I write "England" because, under Britain's system of devolved government, hunting was banned in Scotland nearly three years ago. The arguments there were identical, and the political motivations the same. Scotland is run by a predominantly left-wing devolved government. With one or two honorable exceptions, it is central to the creed of the British left that they will oppose hunting.
However, once the ban was implemented in Scotland, the chase carried on as before. All that changed was that, when the fox was cornered, it was killed by men armed with 12-bore shotguns while the dogs were kept at a distance. Those who agitated for the ban in Scotland now see as many foxes killed as before. The "toffs " as they call the hunters, still get their sport. A prosecution brought against a hunt for killing a fox failed. It has been an utterly pointless exercise.
The ban came into effect in England last February, about five weeks before the end of the hunting season in most parts of the country. Hunts reported that, in the last weeks of the season, as many foxes were killed as before. So symbolic has the ban become of an arrogant and ignorant government that, on the first Saturday on which the ban was in force, tens of thousands of hunt followers turned out at meets all over England to show their support. It played a small part, but a part nonetheless, in the decline in the Labour party's vote in many rural areas in last year's elections.
It looks as though the ban will be as unenforceable in England as it has proved in Scotland. The country's overstretched police forces simply lack the resources and the manpower to see whether a piece of vermin is, or is not, being killed by a hound. Rural England is gravely under policed: Villages that used to have their own bobby lost him 10 or 20 years ago. If a burglar alarm goes off in a house in rural England, it can take an hour for anyone to turn up to see what is going on, especially if the incident occurs on a weekend.
Since the beginning of the latest season, animal-rights activists have sought to provide evidence of offenses under the new law, and urged prosecutions. But any such cases are sure to provoke unrest, anger, and further division at a time when the Labour government is already low in public esteem, and sinking. For years, there was no organized lobby in England to defend hunting. Those who did it simply failed to believe that a government could ever be so motivated against them as to want to abolish their sport. After all, they knew that foxes were vermin that wrought huge destruction of livestock and game in the countryside. No one could possibly object to their being killed, could they? And anyone who had actually hunted knew that, once the hounds caught the fox, death was instantaneous. The alternative methods--shooting, trapping or poisoning--were far less reliable and less humane.

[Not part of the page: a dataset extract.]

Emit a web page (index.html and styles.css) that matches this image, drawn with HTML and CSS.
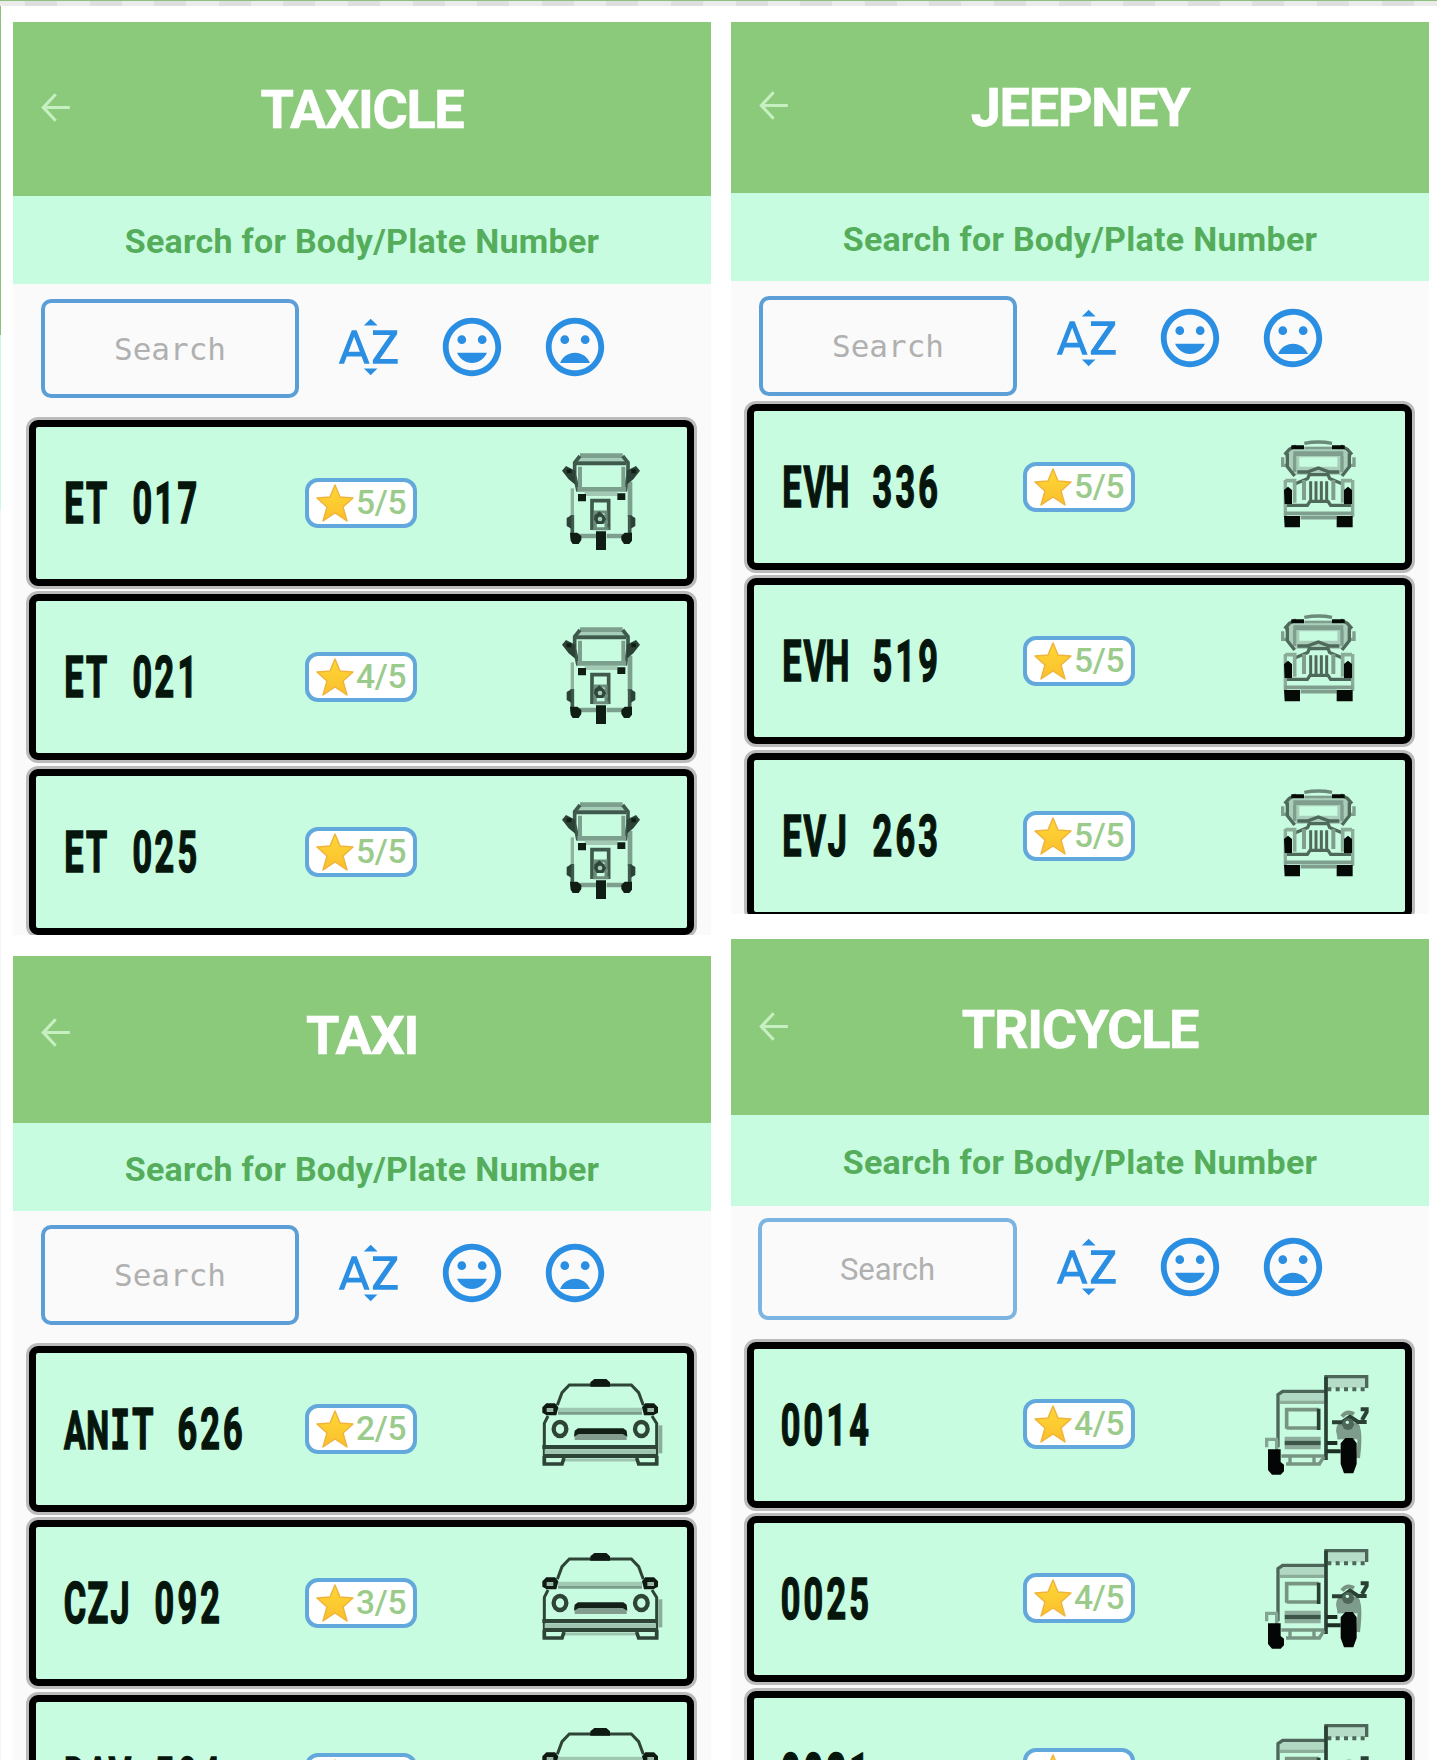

Apart from making the mistake of not arguing their case in an organized way, the pro-hunters failed to see that this was not about foxes at all, or about wider issues of animal welfare, but about them. In the 1920s and '30s there was a set, of which the then-Prince of Wales (later Edward VIII) was the most prominent member, who hunted more or less all the time. They bought or rented houses around towns like Melton Mowbray in Leicestershire, the heart of England's prime hunting country, and from October until March might ride to hounds four or five days a week.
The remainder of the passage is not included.